Public sector lender Bank of Baroda's net profit doubled to Rs 2,197 crore in the October - December quarter (Q3FY22), aided by higher net interest income and lower provisions. The lender had posted a net profit of Rs 1,061 crore in the same quarter a year ago.
Net interest income, the difference between interest earned and interest expended, of the lender jumped 14.38 per cent to Rs 8,552 crore in the reporting quarter, aided by margins. Net interest margin, a measure of profitability, of the bank stood at 3.13 per cent, up 36 basis points from the year-ago period.
The fee income has also grown 15 per cent YoY to Rs 1,557 crore in Q3FY22 as against Rs 1,348 crore in the same quarter a year ago.
“There have been some headwinds for all banks in terms of treasury income wherein the gains we had been seeing for the last few quarters have begun to peter out," said Sanjiv Chadha, MD&CEO, Bank of Baroda at a post-earnings media interaction.
Provisions of the lender fell over 27 per cent on a year-on-year (YoY) basis to Rs 2,506 crore in Q3FY22 as against Rs 3,449.90 crore in the year-ago period.
The bank is holding additional provision of Rs 558.93 crore over and above the provision as per IRAC norms in certain stressed standard advances on prudent basis.

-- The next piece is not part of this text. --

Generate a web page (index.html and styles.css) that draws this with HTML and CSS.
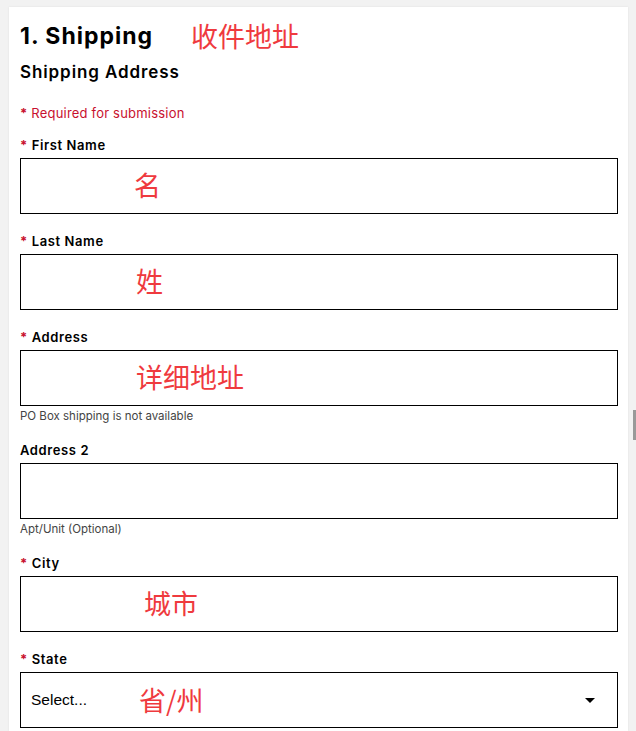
FILE: index.html
```html
<!DOCTYPE html>
<html lang="en">
<head>
  <meta charset="UTF-8">
  <meta name="viewport" content="width=device-width, initial-scale=1.0">
  <title>Shipping</title>
  <link rel="stylesheet" href="styles.css">
</head>
<body>
  <div class="page">
    <form class="card">
      <div class="title-row">
        <h1 class="title">1. Shipping</h1>
        <span class="note note-title">收件地址</span>
      </div>
      <h2 class="subtitle">Shipping Address</h2>
      <p class="required"><span class="star">*</span> Required for submission</p>

      <div class="field">
        <label class="label"><span class="star">*</span> First Name</label>
        <div class="box">
          <input class="input" type="text">
          <span class="note" style="left: 114px">名</span>
        </div>
      </div>

      <div class="field">
        <label class="label"><span class="star">*</span> Last Name</label>
        <div class="box">
          <input class="input" type="text">
          <span class="note" style="left: 116px">姓</span>
        </div>
      </div>

      <div class="field">
        <label class="label"><span class="star">*</span> Address</label>
        <div class="box">
          <input class="input" type="text">
          <span class="note" style="left: 116px">详细地址</span>
        </div>
        <div class="hint">PO Box shipping is not available</div>
      </div>

      <div class="field">
        <label class="label">Address 2</label>
        <div class="box">
          <input class="input" type="text">
        </div>
        <div class="hint">Apt/Unit (Optional)</div>
      </div>

      <div class="field">
        <label class="label"><span class="star">*</span> City</label>
        <div class="box">
          <input class="input" type="text">
          <span class="note" style="left: 124px">城市</span>
        </div>
      </div>

      <div class="field">
        <label class="label"><span class="star">*</span> State</label>
        <div class="box select">
          <span class="select-text">Select...</span>
          <span class="caret"></span>
          <span class="note" style="left: 118px">省/州</span>
        </div>
      </div>
    </form>
    <div class="scrollbar"><div class="thumb"></div></div>
  </div>
</body>
</html>
```

FILE: styles.css
```css
body {
  margin: 0;
  background-color: #f2f2f2;
  font-family: Inter, "Noto Sans", sans-serif;
  color: #000;
}
.page {
  display: flex;
  padding: 7px 0 0 9px;
  height: 724px;
  overflow: hidden;
}
.card {
  width: 598px;
  background-color: #fff;
  padding: 12px 10px 20px 11px;
  box-shadow: 0 0 2px rgba(0, 0, 0, 0.08);
}
.scrollbar {
  width: 8px;
  position: relative;
}
.thumb {
  position: absolute;
  right: 0;
  top: 403px;
  width: 3px;
  height: 30px;
  background-color: #999;
}
.title-row {
  display: flex;
  align-items: center;
  height: 34px;
}
.title {
  margin: 0;
  font-size: 23px;
  font-weight: 700;
  letter-spacing: 1px;
}
.note {
  font-family: "Noto Sans CJK SC", sans-serif;
  color: #ef3a3e;
  font-size: 27px;
  line-height: 34px;
  letter-spacing: 0;
  font-weight: 400;
  white-space: nowrap;
}
.note-title {
  margin-left: 38px;
}
.box .note {
  position: absolute;
  top: 10px;
}
.subtitle {
  margin: 7px 0 0;
  font-size: 17px;
  font-weight: 600;
  line-height: 24px;
  letter-spacing: 0.9px;
}
.required {
  margin: 20px 0 0;
  font-size: 13px;
  line-height: 18px;
  color: #c8102e;
  letter-spacing: 0.2px;
}
.star {
  color: #c8102e;
  font-weight: 700;
}
.field {
  margin-top: 14px;
}
.field + .field {
  margin-top: 18px;
}
.label {
  display: block;
  font-size: 13px;
  font-weight: 600;
  line-height: 18px;
  letter-spacing: 0.6px;
}
.box {
  position: relative;
  margin-top: 4px;
  height: 56px;
}
.input {
  box-sizing: border-box;
  width: 100%;
  height: 56px;
  border: 1px solid #000;
  border-radius: 0;
  margin: 0;
  padding: 0 10px;
  font-size: 15px;
  background: #fff;
}
.select {
  box-sizing: border-box;
  border: 1px solid #000;
  display: flex;
  align-items: center;
  justify-content: space-between;
  padding: 0 22px 0 10px;
}
.select-text {
  font-family: "Liberation Sans", Arial, sans-serif;
  font-size: 15.5px;
}
.caret {
  width: 0;
  height: 0;
  border-left: 5px solid transparent;
  border-right: 5px solid transparent;
  border-top: 5px solid #000;
}
.hint {
  margin-top: 3px;
  font-size: 11.5px;
  line-height: 14px;
  color: #444;
}
```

Asset quality of the bank improved both sequentially and on a YoY basis, with gross non-performing assets (NPAs) at 7.25 per cent. Similarly, net NPAs improved to 2.25 per cent in Q3FY22. Slippages of the bank came in at Rs 2,830 crore as compared to Rs 5,223 crore during Q2FY22 and Rs 3,986 crore in Q3FY21. The bank has been guiding that the slippages should be in the range of 2 per cent.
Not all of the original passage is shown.